Der Plan wurde zuletzt 2007 überarbeitet
„Canada’s food guide“ ist zum ersten Mal seit 2007 überarbeitet worden. In der alten Fassung war der tägliche Verzehr von Milch und Milchprodukten noch ein fester Bestandteil: Wie in anderen westlichen Ländern wurde auch den Kanadiern – schon seit der Erstpublikation im Jahr 1942 – ans Herz gelegt, mehrere Portionen am Tag in den Speiseplan zu integrieren. In der Vergangenheit ist die Regierung dafür kritisiert worden, sich bei ihrer Empfehlung zu stark der Fleisch- und Milchindustrie anzubiedern. Die ist nun – wenig überraschend – not amused über die Änderungen.
Dr. David Jenkins, Professor für Ernährungswissenschaften an der Universität von Toronto, zeigt sich dagegen sehr zufrieden: „Ich denke, die Empfehlung bewegt sich in eine pflanzenbasierte Richtung. Das wird einige Leute verärgern, aber ich denke, das ist die Richtung, in die es gehen muss“, zitiert ihn die BBC. Wir hätten Kuhmilch im Hinblick auf die Bedeutung für die menschliche Gesundheit fälschlicherweise auf dieselbe Stufe gestellt wie Muttermilch, so der Professor, der eine pflanzenbasierte Ernährung aus ökologischen Gründen befürwortet. Veganerinnen und Veganer verweisen häufig darauf, wie befremdlich es eigentlich sei, die Muttermilch einer fremden Spezies zu trinken.

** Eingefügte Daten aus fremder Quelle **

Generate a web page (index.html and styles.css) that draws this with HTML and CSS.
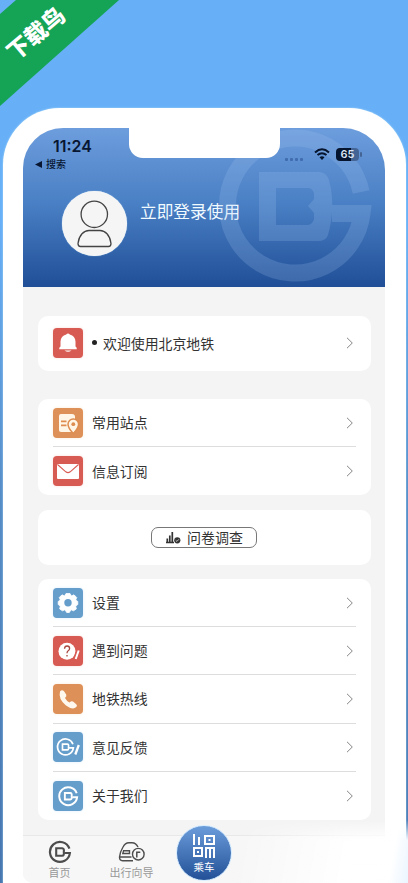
FILE: index.html
```html
<!DOCTYPE html>
<html lang="zh-CN">
<head>
<meta charset="utf-8">
<title>北京地铁</title>
<link rel="stylesheet" href="styles.css">
</head>
<body>
<svg width="0" height="0" class="defs">
  <symbol id="chev" viewBox="0 0 8 12"><path d="M1 .8 6.3 6 1 11.2" fill="none" stroke="#858585" stroke-width="1"/></symbol>
  <symbol id="metro" viewBox="0 0 24 24"><path d="M21.4 8.6A10 10 0 1 0 21.9 13H16.5" fill="none" stroke="currentColor" stroke-width="2.2"/><path d="M8.2 8.3H14.2Q16.4 8.3 15.8 12Q16.4 15.7 14.2 15.7H8.2Z" fill="none" stroke="currentColor" stroke-width="2.1"/></symbol>
</svg>
<div class="ribbon"><svg width="120" height="108"><path d="M16 0H119L0 106V14Z" fill="#15a455"/></svg><span>下载鸟</span></div>
<main class="phone">
  <div class="screen">
    <header class="hero">
      <svg class="watermark" width="156" height="154" viewBox="217 130 156 154"><path fill="none" stroke="#a6c5ef" stroke-width="17" d="M361.1 193A67.5 67.5 0 1 0 362 214.5H332"/><path fill="#a6c5ef" fill-rule="evenodd" d="M259 173H320Q327 174 329 181Q336 207 328 236Q326 242 318 242H259ZM276 189V226H308Q313 225 314 220V214L308 207 314 200V194Q312 189 308 189Z"/></svg>
      <div class="notch"></div>
      <div class="status">
        <div class="clock"><b>11:24</b><small><svg width="8" height="7"><path d="M0 3.5 7 0V7Z" fill="#081632"/></svg>搜索</small></div>
        <div class="signals"><span class="dots"><i></i><i></i><i></i><i></i></span>
          <svg width="16" height="12" viewBox="0 0 16 12"><path d="M1 4.4Q8-1.8 15 4.4M3.5 7.1Q8 3.3 12.5 7.1" fill="none" stroke="#06142d" stroke-width="2"/><path d="M5.5 9.2Q8 7.2 10.5 9.2L8 12Z" fill="#06142d"/></svg>
          <span class="battery">65</span></div>
      </div>
      <div class="profile">
        <div class="avatar"><svg width="65" height="65"><g fill="none" stroke="#444" stroke-width="1.3"><circle cx="32.3" cy="23.3" r="13.2"/><path d="M18.5 55.5Q16 55.5 16 52.5C17 44 22 39.5 27 39.5H38C43 39.5 48 44 49 52.5Q49 55.5 46.5 55.5Z"/></g></svg></div>
        <span>立即登录使用</span>
      </div>
    </header>
    <section class="card notice"><div class="row"><span class="icon red"><svg viewBox="0 0 30 30"><path d="M6.3 21.3V19.8L7.5 18.5V13.5Q7.8 8 13.2 6.6Q15 4.6 16.8 6.6Q22.2 8 22.5 13.5V18.5L23.7 19.8V21.3ZM11.5 22.4H18.5Q15 25 11.5 22.4" fill="#fff"/></svg></span><span class="label"><i class="bullet"></i>欢迎使用北京地铁</span><svg class="chev"><use href="#chev"/></svg></div></section>
    <section class="card saved">
      <div class="row"><span class="icon orange"><svg viewBox="0 0 30 30"><path d="M8 6H19Q22 6 22 9V24H8Q6 24 6 22V8Q6 6 8 6" fill="#fff6e8"/><path d="M8 13.3H13.5M8 17.3H13.5" stroke="#dd8d50" stroke-width="1.7"/><path d="M20.3 25.5Q15 20 15 16.2A5.3 5.3 0 0 1 25.6 16.2Q25.6 20 20.3 25.5Z" fill="#fff6e8" stroke="#dd8d50" stroke-width="1.5"/><circle cx="20.3" cy="16.2" r="1.9" fill="#dd8d50"/></svg></span><span class="label">常用站点</span><svg class="chev"><use href="#chev"/></svg></div>
      <div class="row"><span class="icon red"><svg viewBox="0 0 30 30"><rect x="4" y="8" width="22" height="15" rx="1" fill="#fff"/><path d="m4.5 8.5 8.3 7.3Q15 17.5 17.2 15.8L25.5 8.5" fill="none" stroke="#d85b53" stroke-width="1.1"/></svg></span><span class="label">信息订阅</span><svg class="chev"><use href="#chev"/></svg></div>
    </section>
    <section class="card survey"><div class="survey-button"><svg width="16" height="13" viewBox="0 0 16 13"><path d="M1 11.5H9M2.3 11V7.5M4.8 11V4.5M7.3 11V1" stroke="#333" stroke-width="1.7"/><circle cx="12.3" cy="9.3" r="3.1" fill="#333"/><path d="m10.7 9.3 1.2 1.1 2-2.1" stroke="#fff" fill="none" stroke-width=".7"/></svg><span>问卷调查</span></div></section>
    <section class="card services">
      <div class="row"><span class="icon blue"><svg viewBox="0 0 30 30"><path d="M13 5.5H17L18.5 8 21 6.8 23.7 9.5 22.7 12 24.8 13.5V16.5L22.7 18 23.3 21 20.5 22.8 18 21.7 16.3 24.5H13.7L12 21.7 9.5 22.8 6.7 21 7.3 18 5.2 16.5V13.5L7.3 12 6.3 9.5 9 6.8 11.5 8Z" fill="#fff" stroke="#fff" stroke-linejoin="round" stroke-width=".8"/><circle cx="15" cy="14.8" r="3.7" fill="#659dcb"/></svg></span><span class="label">设置</span><svg class="chev"><use href="#chev"/></svg></div>
      <div class="row"><span class="icon red"><svg viewBox="0 0 30 30"><circle cx="14" cy="15.2" r="8.5" fill="#fff"/><path d="M11.5 12.8Q11.7 10 14.1 10Q16.6 10 16.6 12.4Q16.6 13.8 15.2 14.7Q14 15.5 14 17.2M14 19V20.5" fill="none" stroke="#a9473e" stroke-width="1.3"/><path d="m25.8 14.5-3.4 9" stroke="#d85b53" stroke-width="5"/><path d="m25.7 14.5-3 8.5" stroke="#fff" stroke-width="2"/></svg></span><span class="label">遇到问题</span><svg class="chev"><use href="#chev"/></svg></div>
      <div class="row"><span class="icon orange"><svg viewBox="0 0 30 30"><path d="M7 7.5Q9 5 11 7.2L13.2 10.5Q14 12 12 14Q13.5 17 16.5 18.4Q18.5 16.5 20 17.5L23 20Q25 22 22.5 23.5Q19 26 13 21.5Q5 15 7 7.5" fill="#fff8ee"/></svg></span><span class="label">地铁热线</span><svg class="chev"><use href="#chev"/></svg></div>
      <div class="row"><span class="icon blue"><svg viewBox="0 0 30 30"><use href="#metro" x="3" y="5.5" width="19" height="19"/><path d="m26 13-4.2 11" stroke="#659dcb" stroke-width="4.4"/><path d="m25.8 13-3.5 9.5" stroke="#fff" stroke-width="2.3"/></svg></span><span class="label">意见反馈</span><svg class="chev"><use href="#chev"/></svg></div>
      <div class="row"><span class="icon blue"><svg viewBox="0 0 30 30"><use href="#metro" x="4.5" y="4.5" width="21.5" height="21.5"/></svg></span><span class="label">关于我们</span><svg class="chev"><use href="#chev"/></svg></div>
    </section>
    <nav class="tabs">
      <div class="tab home"><svg width="24" height="24"><use href="#metro"/></svg><span>首页</span></div>
      <div class="tab guide"><svg width="28" height="24" viewBox="0 0 28 24"><g fill="none" stroke="#4d4d4d" stroke-width="1.4"><path d="M15 20.7H4.5Q1.5 20.7 1.5 17Q2 12 5 7Q7 2.7 11 2.7H14Q18 2.7 20 7M1.8 17H13.5"/><path d="M5.6 10.8H11.5V13.5H4.8Z"/><circle cx="20.3" cy="14.2" r="5.8"/><path d="M18.8 17.5V12.3H22.3" stroke-width="1.5"/></g></svg><span>出行向导</span></div>
      <div class="ride"><svg width="24" height="25" viewBox="0 0 24 25"><g fill="none" stroke="#fff" stroke-width="2"><path d="M2 0V11M7 3V11"/><rect x="13" y="2" width="9" height="8"/><path d="M16.5 6H18.5"/><rect x="2" y="14" width="8" height="8"/><path d="M5 18H7M14 24V14H22V24M18 14V24"/></g></svg><span>乘车</span></div>
    </nav>
  </div>
</main>
<div class="glow"></div>
</body>
</html>
```
FILE: styles.css
```css
* { box-sizing: border-box; }
html { overflow: hidden; }
body {
  position: relative;
  width: 408px; height: 883px;
  margin: 0; padding: 108px 2px 0 3px;
  overflow: hidden;
  background: linear-gradient(#67aff7 0 220px, #568cc6 500px, #4776af 883px);
  font-family: "Noto Sans CJK SC", sans-serif;
}
i { font-style: normal; }
svg { display: block; flex-shrink: 0; }
.defs { position: absolute; }
.ribbon { position: absolute; left: 0; top: 0; }
.ribbon span {
  position: absolute; left: 0; top: 21px;
  width: 70px; text-align: center;
  font: 900 22.5px/23px "Noto Sans CJK SC", sans-serif;
  color: #fff; white-space: nowrap;
  transform: rotate(-40deg);
}
.phone {
  height: 775px; padding: 20px 21px 0 20px;
  background: #fff; border-radius: 57px 57px 0 0;
  box-shadow: 0 0 2px #b4e1fa;
}
.screen {
  height: 755px; overflow: hidden;
  background: #f4f4f5; border-radius: 40px 42px 0 10px;
}
.hero {
  position: relative;
  height: 159px; overflow: hidden;
  background: linear-gradient(#6d9ddd, #497fc4 48%, #204f97);
}
.watermark { position: absolute; left: 194px; top: 1px; opacity: .21; }
.notch {
  position: absolute; left: 106px; top: 0;
  width: 151px; height: 30px;
  background: #fff; border-radius: 0 0 14px 14px;
}
.status { position: relative; display: flex; justify-content: space-between; height: 63px; padding: 9px 26px 0 12px; }
.clock { display: flex; flex-direction: column; color: #081632; }
.clock b { margin-left: 18px; font: 600 15.9px/20px Inter, sans-serif; }
.clock small { display: flex; align-items: center; gap: 3px; font-size: 10px; line-height: 14px; font-weight: 500; }
.signals { display: flex; align-items: center; height: 34px; }
.dots { display: flex; gap: 2px; margin: 11px 11px 0 0; opacity: .7; }
.dots i { width: 3px; height: 3px; background: #355d9d; border-radius: 1px; }
.battery {
  position: relative;
  width: 23px; height: 13px; margin-left: 6px;
  border-radius: 4px;
  background: linear-gradient(90deg, #06142d 65%, #456496 65%);
  color: #dbe6f5; text-align: center;
  font: 600 11px/13px Inter, sans-serif;
}
.battery::after { content: ""; position: absolute; left: 24px; top: 4px; width: 1.5px; height: 5px; background: #456496; border-radius: 1px; }
.profile { display: flex; gap: 13px; padding-left: 39px; }
.avatar { width: 65px; height: 65px; background: #f5f5f5; border-radius: 50%; box-shadow: 0 0 1px #d8eeff; }
.profile > span { padding-top: 8px; color: #f1faff; font-size: 16.7px; line-height: 24px; }
.card { width: 333px; margin: 0 0 14px 15px; padding: 0 15px; background: #fff; border-radius: 10px; }
.notice { margin-top: 29px; margin-bottom: 28px; padding-top: 3px; height: 55px; }
.saved { height: 96px; margin-bottom: 15px; }
.survey { display: flex; justify-content: center; align-items: center; height: 55px; }
.survey-button {
  display: flex; justify-content: center; align-items: center; gap: 6px;
  width: 106px; height: 21px; margin-right: 1px;
  border: 1px solid #777; border-radius: 7px;
  color: #333; font-size: 14px; line-height: 18px;
}
.survey-button span { padding-bottom: 2px; }
.services { height: 241px; margin-bottom: 15px; }
.row { display: flex; align-items: center; height: 48.2px; border-bottom: 1px solid #ddd; }
.row:last-child { border: 0; }
.icon { width: 30px; height: 30px; margin-right: 9px; border-radius: 4px; color: #fff; }
.icon svg { width: 30px; height: 30px; }
.red { background: #d85b53; box-shadow: 0 0 3px #f8dedb; }
.orange { background: #dd9057; box-shadow: 0 0 3px #fbead9; }
.blue { background: #659dcb; box-shadow: 0 0 3px #dceefb; }
.label { display: flex; align-items: center; padding-bottom: 1px; color: #333; font-size: 13.9px; line-height: 22px; }
.bullet { width: 5px; height: 5px; margin-right: 6px; border-radius: 50%; background: #222; }
.chev { width: 8px; height: 12px; margin-left: auto; margin-right: 2px; }
.tabs { display: flex; height: 49px; border-top: 1px solid #e8e8e8; background: #f7f7f7; }
.tab { display: flex; flex-direction: column; align-items: center; padding-top: 4px; color: #4d4d4d; }
.tab span { color: #999; font-size: 11px; line-height: 17px; }
.home { width: 73px; }
.guide { width: 71px; }
.ride {
  display: flex; flex-direction: column; align-items: center;
  width: 56px; height: 56px; margin: -11px 0 0 9px; padding-top: 8px;
  border: 1px solid #d6edff; border-radius: 50%;
  background: linear-gradient(#6b9cda, #235097);
  color: #fff;
}
.ride span { font-size: 10.5px; line-height: 16px; }
.glow {
  position: absolute; right: 0; bottom: 0;
  width: 190px; height: 63px;
  background: linear-gradient(100deg, transparent 10%, rgba(255,255,255,.9) 65%, #fff 90%, #eaf5ff);
  -webkit-mask-image: linear-gradient(transparent, #000 20px);
  mask-image: linear-gradient(transparent, #000 20px);
}
```
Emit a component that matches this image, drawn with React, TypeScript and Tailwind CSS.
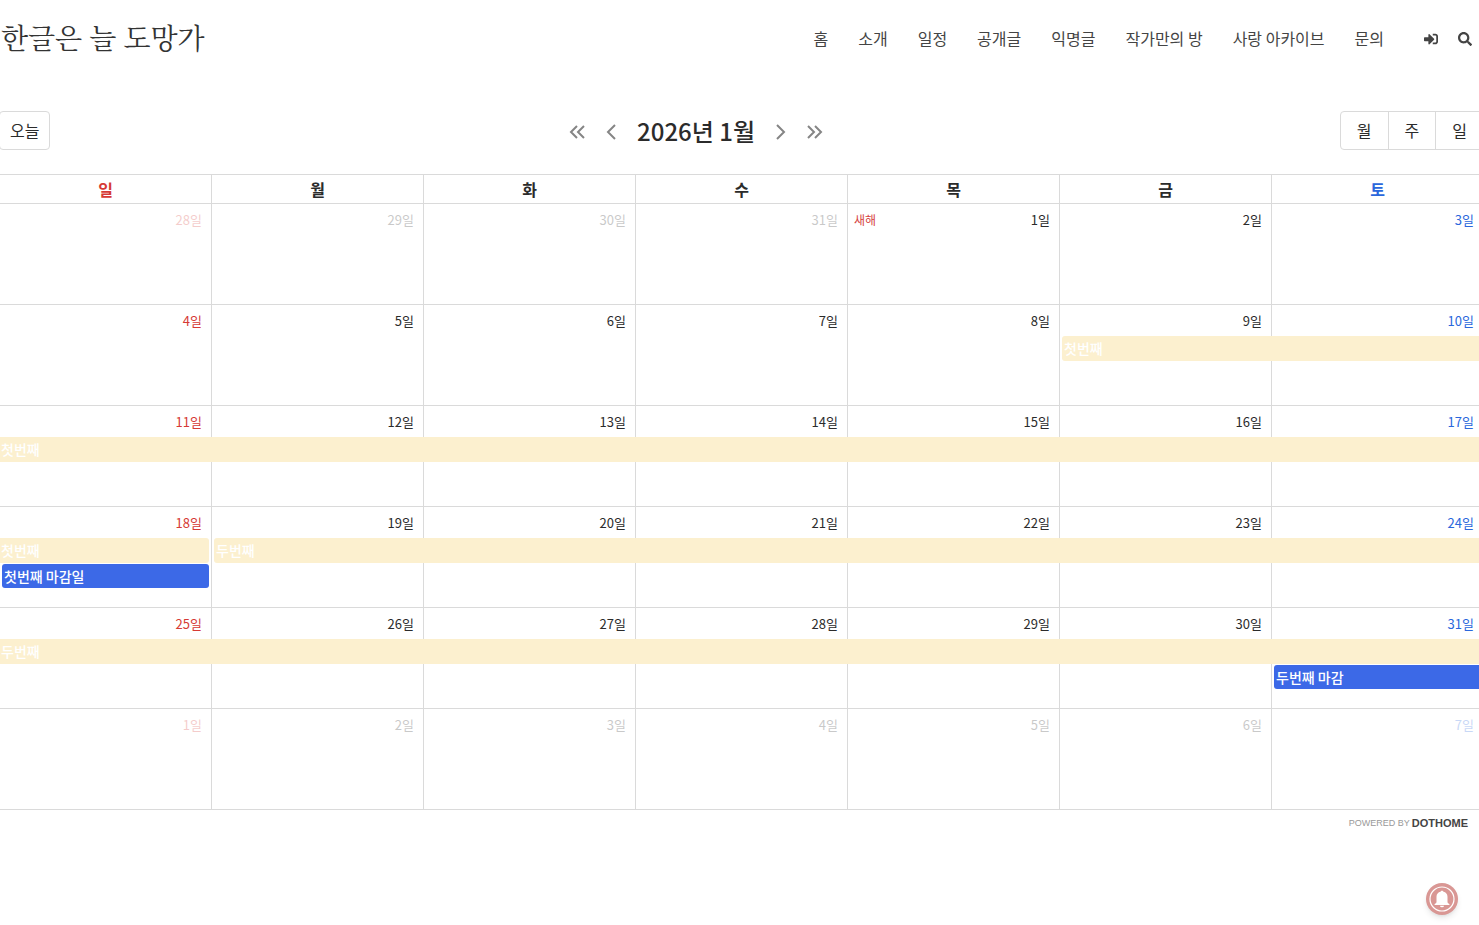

Radikal ist die Änderung nicht – aber zeitgemäß
Tatsächlich konsumieren die Kanadier bereits jetzt gesundheits- und umweltbewusster als früher: Laut der BBC geht dort seit 2009 der Milchkonsum zurück, während pflanzlicher Milchersatz immer populärer wird. Von daher sei die neue Richtlinie auch weniger Zukunftsmusik, sondern vielmehr ein zeitgemäßes Abbild des Konsumverhaltens. Auch Jenkins hält die Neuerung nicht für radikal: Dass die Menschen mehr Obst und Gemüse essen sollen, sei schließlich längst kein Geheimnis mehr.